The rise and rise of the Glasgow art scene

Posted April 18th, 2012

Contemporary Art, Festivals, Scotland

A combination of factors including the art school, a network of experienced galleries and a steady flow of public money has put the Scottish city on the art map.

Ben Luke reports for The Art Newspaper: “When visitors descend on Glasgow later this month for the fifth Glasgow International Festival of Visual Art, they will arrive in a city with a reputation as an artistic centre that is rising high. In winning the Turner Prize last December, the Glaswegian Martin Boyce became the third artist in a row who was either born in the city or studied at its art school. David Harding, who taught Boyce on the environmental art course at the Glasgow School of Art in the late 1980s, says that Boyce’s prize confirmed for him the city’s prolific ability to produce artists. Harding has assembled a list of the Glasgow artists who have been shortlisted for either the Turner Prize or the now defunct Beck’s Futures prize, and the statistics are telling: nine artists from Glasgow on the Turner Prize shortlist in the past six years alone and ten more on the Beck’s Futures shortlist during its six-year existence in the early 2000s.

Founding figures

The story behind Glasgow’s recent success is a complex combination of factors, but everyone involved agrees that the environmental art course, run by Harding and Sam Ainsley, was the catalyst, producing the wave of artists who are key figures in the current scene—Douglas Gordon, Christine Borland, Nathan Coley and Boyce among them, and many younger artists since.
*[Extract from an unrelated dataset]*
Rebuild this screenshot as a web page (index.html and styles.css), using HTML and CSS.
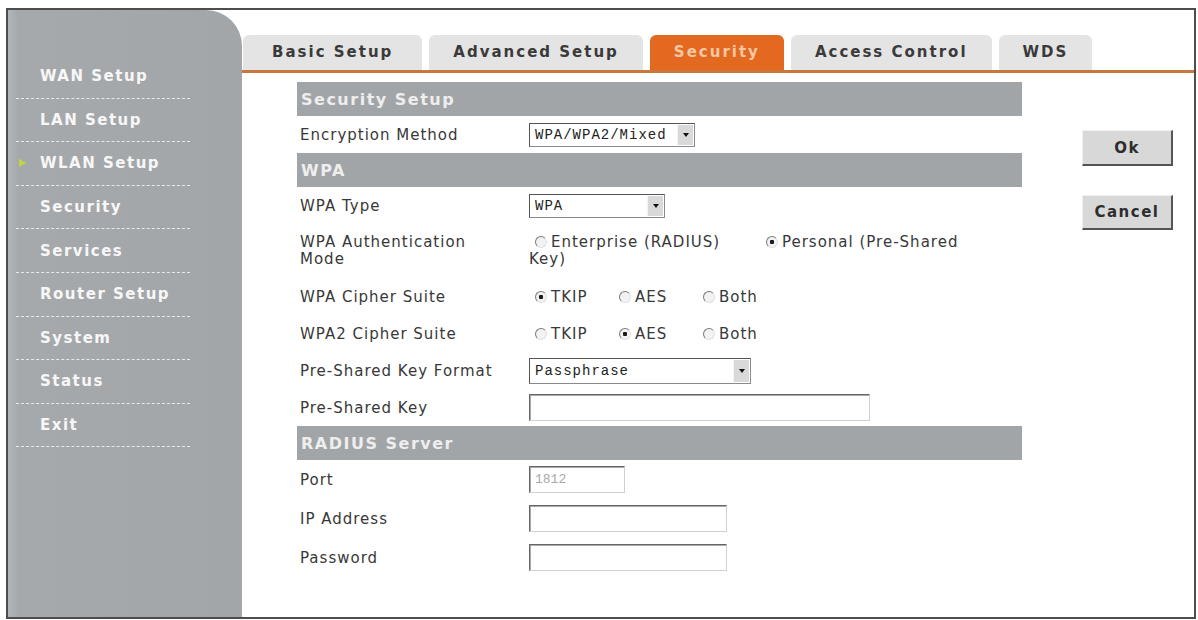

The key idea of the course was “context as 50% of the work”. Students were encouraged to consider the particular characteristics of a setting—social, cultural, architectural—as crucial to the eventual form of their work. Meanwhile, Harding and Ainsley invited philosophers, poets, and architectural and social historians to talk to the students. The key manifestation of their commitment to context was a “public art project” in each year of the course from the second year onwards.

“Basically, it was students having to find a setting where they would have to persuade the host to be allowed to use that place, and negotiate with them and eventually make a work wherever it was,” Harding explains. Coley, who joined the course in 1985, remembers that Harding and Ainsley “generated a scholarly approach together. The key thing was that their general attitude was a kind of social conceptualism—a notion of conceptualism but with a consciousness of audience and of place.” Coley says, in contrast to many art students, he and his peers were “asking to use space in buildings, getting bits of money and getting sponsorship from people”.

This partly explains the speed with which artists on Harding’s course began showing their work after graduating. Allied to Harding’s equal emphasis on collaboration, this led to a collegiality among students on the course, almost a siege mentality. “We were the salon des refusés,” says Coley. This was heightened by their physical base. The Glasgow School of Art is housed in Charles Rennie Mackintosh’s fin-de-siècle masterpiece but the environmental art course took place in a former girls’ high school nearby. “It was a ruinous, old, stone-built Victorian school,” says Harding. “We were only allowed in the front half, but the students broke into the back half. It was full of old school books and amazing different spaces, from roof spaces and attics to basements: perfect for installation and performance.”